My caving buddies, however, reported that the little town of Santa Clara is well worth visiting. “It's a pueblo mágico,” they told me, “the kind that really deserves the name.

Publications by INAH, the Mexican National Institute of Anthropology and History, indicate that the area including today's Santa Clara del Cobre has been inhabited for around 2000 years. One of the most interesting archaeological objects found here is the “querenda,” I was told by Cinthia M. Campos. This is a Purépecha word referring to a lump of slag produced by smelting metal. The Tarascans were actively working metals prior to the arrival of the Spaniards. They were highly skilled and were able to make tools including axes, and needles, tweezers and rings. They began working copper by cold hammering but later learned to recondition it by heating. They also used the lost-wax method to make small bells.

Worked Copper, Santa Clara del Cobre - Photo Thelmadatter

Beautifully worked copper is for sale everywhere in Santa Clara del Cobre. Photo Thelmadatter.

Today many locals in Santa Clara del Cobre are involved in working copper and the cobblestone roads are filled with hundreds of workshops you can visit. You can find everything from copper necklaces to bathtubs and always at amazingly low prices.

Ball Game, Santa Clara del Cobre - Photo Luis RojasMy friends visited Santa Clara at the beginning of August, exactly when the annual Feria del Cobre (Copper Fair) is held. “There are different activities going on every night,” they told me, “and lots of great musicians.” But what most intrigued my friends was the traditional ball game Uárukua (Pelota Purépecha) being played in a closed-off street in the middle of town. It is said that this game may be over 500 years old and it is different from that of Central Mexico.

“Suddenly they let loose six people using hockey sticks,” says Chris Lloyd, “to hit a flaming, grapefruit-size, wooden ball. That in itself was quite a sight for me to see, as a Canadian, but part of the game is not just hitting the ball on the ground, but bouncing it off your stick in the air before trying to make a goal, only the goal line just happened to coincide with a line of spectators at each end. I wonder what the insurance implications would be in the US! And while this was going on, they were sending up balloons with a lighted candle in them, which eventually caught fire and came crashing down to earth. Believe me, it was quite a show!”

Where to stay when you visit Santa Clara? “We spent two nights at Centro Ecoturistico Comunal "El Gran Escape," Luis Rojas told me, “and it was great.

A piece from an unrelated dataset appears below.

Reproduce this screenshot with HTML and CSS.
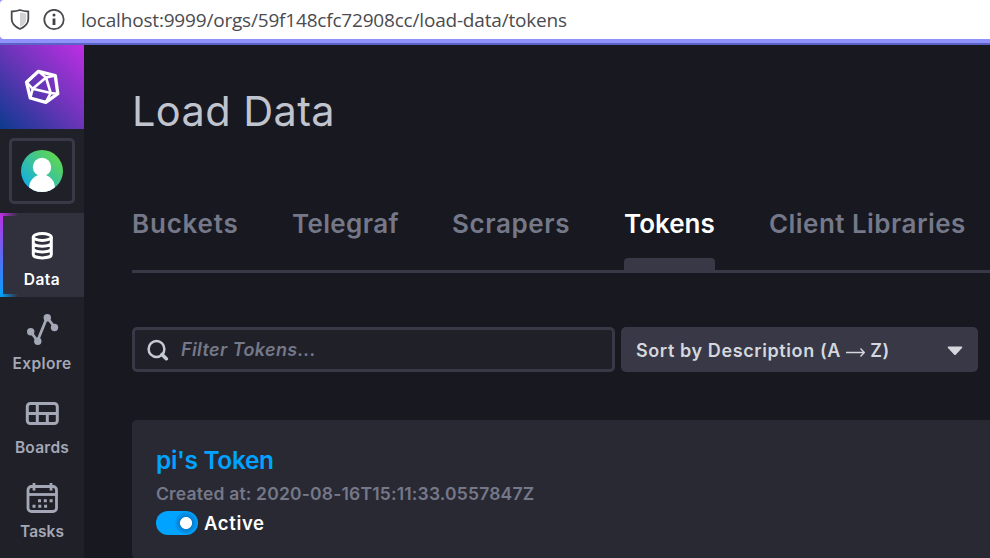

The cabins are much better than the bungalows you typically find in rural communities and the food was very good.”

Around the cabins, Chris Lloyd added, is a huge forest. “It's gorgeous, very much like the Biosphere Reserve of Manantlán, full of very tall oak trees covered in bromelias and orchids. It's owned by the local ejido, which is unlike any ejido I've ever seen anywhere. They appreciate and protect the forest, mountains and water as they are a vital part of their indigenous culture. And they not only want to protect what they have, but they are actively doing it. So the forest is intact and protected.”

Restaurant, El Gran Escape, Santa Clara del Cobre - Photo Luis Rojas

Restaurant at El Gran Escape, Santa Clara del Cobre - Photo by Luis Rojas

If you'd like to stay at El Gran Escape, you can visit their Facebook page: Centro Ecoturistico Comunal "El Gran Escape." Their phone number is (+52) 1 434 110 4425 and among the Photos on the FB page, there's a very handy map showing how to reach the cabins from the town.

How to get there
Note that in the rainy season you will need a truck or other high-clearance vehicle to get to El Gran Escape, which is located at 19°25'17.5"N 101°38'29.9"W, only 1.5 kilometers north of Santa Clara del Cobre. Reaching the town is much easier. Any kind of vehicle can get there and Google Maps will guide you all the way.

Driving time from Guadalajara to Santa Clara del Cobre is about three hours and 40 minutes.